Some of the more interesting buildings include the Rock House (marker 11 on the walking tour), which is the oldest standing house in Mesquite and was occupied as a residence continually from 1894 to 2003. The original portion of the structure dates to 1880. The large native rocks made the walls 18-20 inches thick.
Another that shouldn't be missed is the Dairy Barn (marker 23 on the walking tour). This was the first commercial dairy in town and began operations in 1941. The dairy farmers would walk their cows to the barn a couple of times a day for milking. The milk was kept cool in water tanks and then sold in Las Vegas. The building is now used as a residence.
The William Abbott Home/Abbott Hotel (marker 19 on the walking tour) is a two-story adobe building with a rock foundation and thick adobe walls, built about 1901. There are six rooms on each floor.
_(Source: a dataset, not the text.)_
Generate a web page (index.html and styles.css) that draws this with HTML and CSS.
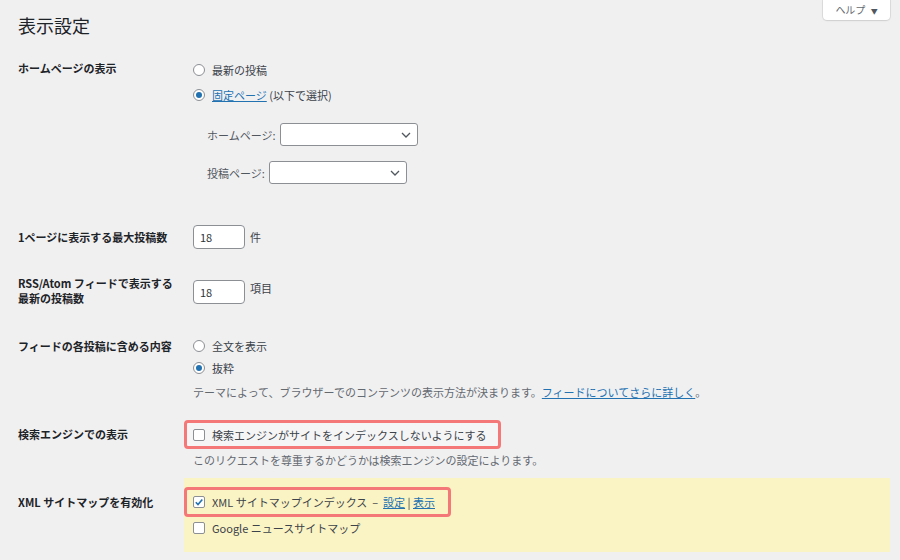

The building served simultaneously as a hotel for travelers and as the Abbott family home. William Abbott was a bishop in the Mormon Church for 27 years. It now serves as a business.
The Virgin Valley Heritage Museum is open from 10 a.m. to 4 p.m. Tuesday through Saturday. The Nevada Welcome Center, 460 N. Sandhill Blvd., is open from 8 a.m. to 4:30 p.m. Monday through Friday. For more information, call 346-2702. For further information on Mesquite, visit visitmesquite.com.
Deborah Wall is the author of "Great Hikes, A Cerca Country Guide" and "Base Camp Las Vegas: Hiking the Southwestern States," published by Stephens Press. She can be reached at firstname.lastname@example.org.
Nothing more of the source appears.